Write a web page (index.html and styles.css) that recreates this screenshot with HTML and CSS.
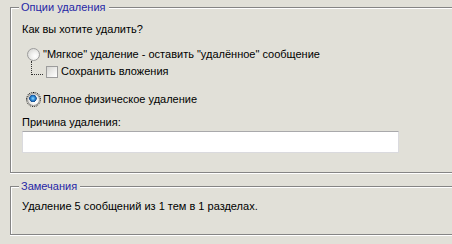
FILE: index.html
```html
<!DOCTYPE html>
<html lang="ru">
<head>
    <meta charset="UTF-8">
    <title>Удаление сообщений</title>
    <link rel="stylesheet" href="styles.css">
</head>
<body>
    <fieldset class="group group-options">
        <legend>Опции удаления</legend>
        <p class="question">Как вы хотите удалить?</p>

        <label class="option option-soft">
            <input type="radio" name="mode">
            <span>"Мягкое" удаление - оставить "удалённое" сообщение</span>
        </label>
        <div class="sub-option">
            <span class="tree-line"></span>
            <label class="option">
                <input type="checkbox" name="keep_attachments">
                <span>Сохранить вложения</span>
            </label>
        </div>

        <label class="option option-hard">
            <input type="radio" name="mode" class="focused" checked>
            <span>Полное физическое удаление</span>
        </label>

        <label class="field-label" for="reason">Причина удаления:</label>
        <input class="reason" type="text" id="reason">
    </fieldset>

    <fieldset class="group group-notes">
        <legend>Замечания</legend>
        <p class="note">Удаление 5 сообщений из 1 тем в 1 разделах.</p>
    </fieldset>
</body>
</html>
```

FILE: styles.css
```css
html, body {
    margin: 0;
    padding: 0;
    overflow: hidden;
}
body {
    background-color: #e1e0d8;
    font-family: "Liberation Sans", Arial, sans-serif;
    font-size: 11px;
    line-height: 13px;
    color: #000;
    height: 244px;
}

/* etched group box */
.group {
    margin: 1px -20px 0 10px;
    padding: 9px 0 19px 11px;
    border: 1px solid #858585;
    border-right: none;
    box-shadow: inset 1px 1px 0 #fff, 0 1px 0 #fff;
    min-width: 0;
}
.group legend {
    margin-left: -3px;
    padding: 0 3px 0 2px;
    color: #2626a6;
    background-color: #e1e0d8;
}
.group-notes {
    margin-top: 7px;
    padding-top: 7px;
    padding-bottom: 21px;
}

.question, .note {
    margin: 0;
}

.option {
    display: flex;
    align-items: center;
    height: 15px;
    gap: 3px;
}
.option-soft {
    margin: 11px 0 0 5px;
}
.option-hard {
    margin: 13px 0 0 5px;
}

/* radio buttons */
.option input[type="radio"] {
    appearance: none;
    -webkit-appearance: none;
    margin: 0;
    width: 13px;
    height: 13px;
    border-radius: 50%;
    border: 1px solid #9c9c9c;
    box-sizing: border-box;
    background: radial-gradient(circle at 65% 65%, #ffffff 0%, #f2f2f0 35%, #cfcfcc 100%);
}
.option input[type="radio"]:checked {
    background:
        radial-gradient(circle at 45% 40%, #8fd8ff 0, #2c8ad8 2px, #174f92 3.5px, transparent 4px),
        radial-gradient(circle at 65% 65%, #ffffff 0%, #f2f2f0 35%, #cfcfcc 100%);
}
.option input.focused {
    outline: 1px dotted #000;
    outline-offset: 0;
}

/* checkbox with tree connector */
.sub-option {
    display: flex;
    align-items: flex-end;
    margin: -1px 0 0 9px;
}
.tree-line {
    width: 11px;
    height: 13px;
    border-left: 1px dotted #333;
    border-bottom: 1px dotted #333;
    margin-bottom: 4px;
    margin-right: 3px;
}
.option input[type="checkbox"] {
    appearance: none;
    -webkit-appearance: none;
    margin: 0;
    width: 12px;
    height: 12px;
    border: 1px solid #9c9c9c;
    box-sizing: border-box;
    background: linear-gradient(135deg, #d6d6d2 0%, #f0f0ee 60%, #ffffff 100%);
}

.field-label {
    display: block;
    margin-top: 9px;
}
.reason {
    display: block;
    box-sizing: border-box;
    width: 377px;
    height: 22px;
    margin: 2px 0 0 0;
    border: 1px solid #dadade;
    border-top-color: #a9a9ab;
    background-color: #fff;
    font: inherit;
}
```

──────

** Stated problem **
Repeat the data exactly, dropping every picture it holds.

** Final result **
Write a web page (index.html and styles.css) that recreates this screenshot with HTML and CSS.
FILE: index.html
```html
<!DOCTYPE html>
<html lang="ru">
<head>
    <meta charset="UTF-8">
    <title>Удаление сообщений</title>
    <link rel="stylesheet" href="styles.css">
</head>
<body>
    <fieldset class="group group-options">
        <legend>Опции удаления</legend>
        <p class="question">Как вы хотите удалить?</p>

        <label class="option option-soft">
            <input type="radio" name="mode">
            <span>"Мягкое" удаление - оставить "удалённое" сообщение</span>
        </label>
        <div class="sub-option">
            <span class="tree-line"></span>
            <label class="option">
                <input type="checkbox" name="keep_attachments">
                <span>Сохранить вложения</span>
            </label>
        </div>

        <label class="option option-hard">
            <input type="radio" name="mode" class="focused" checked>
            <span>Полное физическое удаление</span>
        </label>

        <label class="field-label" for="reason">Причина удаления:</label>
        <input class="reason" type="text" id="reason">
    </fieldset>

    <fieldset class="group group-notes">
        <legend>Замечания</legend>
        <p class="note">Удаление 5 сообщений из 1 тем в 1 разделах.</p>
    </fieldset>
</body>
</html>
```

FILE: styles.css
```css
html, body {
    margin: 0;
    padding: 0;
    overflow: hidden;
}
body {
    background-color: #e1e0d8;
    font-family: "Liberation Sans", Arial, sans-serif;
    font-size: 11px;
    line-height: 13px;
    color: #000;
    height: 244px;
}

/* etched group box */
.group {
    margin: 1px -20px 0 10px;
    padding: 9px 0 19px 11px;
    border: 1px solid #858585;
    border-right: none;
    box-shadow: inset 1px 1px 0 #fff, 0 1px 0 #fff;
    min-width: 0;
}
.group legend {
    margin-left: -3px;
    padding: 0 3px 0 2px;
    color: #2626a6;
    background-color: #e1e0d8;
}
.group-notes {
    margin-top: 7px;
    padding-top: 7px;
    padding-bottom: 21px;
}

.question, .note {
    margin: 0;
}

.option {
    display: flex;
    align-items: center;
    height: 15px;
    gap: 3px;
}
.option-soft {
    margin: 11px 0 0 5px;
}
.option-hard {
    margin: 13px 0 0 5px;
}

/* radio buttons */
.option input[type="radio"] {
    appearance: none;
    -webkit-appearance: none;
    margin: 0;
    width: 13px;
    height: 13px;
    border-radius: 50%;
    border: 1px solid #9c9c9c;
    box-sizing: border-box;
    background: radial-gradient(circle at 65% 65%, #ffffff 0%, #f2f2f0 35%, #cfcfcc 100%);
}
.option input[type="radio"]:checked {
    background:
        radial-gradient(circle at 45% 40%, #8fd8ff 0, #2c8ad8 2px, #174f92 3.5px, transparent 4px),
        radial-gradient(circle at 65% 65%, #ffffff 0%, #f2f2f0 35%, #cfcfcc 100%);
}
.option input.focused {
    outline: 1px dotted #000;
    outline-offset: 0;
}

/* checkbox with tree connector */
.sub-option {
    display: flex;
    align-items: flex-end;
    margin: -1px 0 0 9px;
}
.tree-line {
    width: 11px;
    height: 13px;
    border-left: 1px dotted #333;
    border-bottom: 1px dotted #333;
    margin-bottom: 4px;
    margin-right: 3px;
}
.option input[type="checkbox"] {
    appearance: none;
    -webkit-appearance: none;
    margin: 0;
    width: 12px;
    height: 12px;
    border: 1px solid #9c9c9c;
    box-sizing: border-box;
    background: linear-gradient(135deg, #d6d6d2 0%, #f0f0ee 60%, #ffffff 100%);
}

.field-label {
    display: block;
    margin-top: 9px;
}
.reason {
    display: block;
    box-sizing: border-box;
    width: 377px;
    height: 22px;
    margin: 2px 0 0 0;
    border: 1px solid #dadade;
    border-top-color: #a9a9ab;
    background-color: #fff;
    font: inherit;
}
```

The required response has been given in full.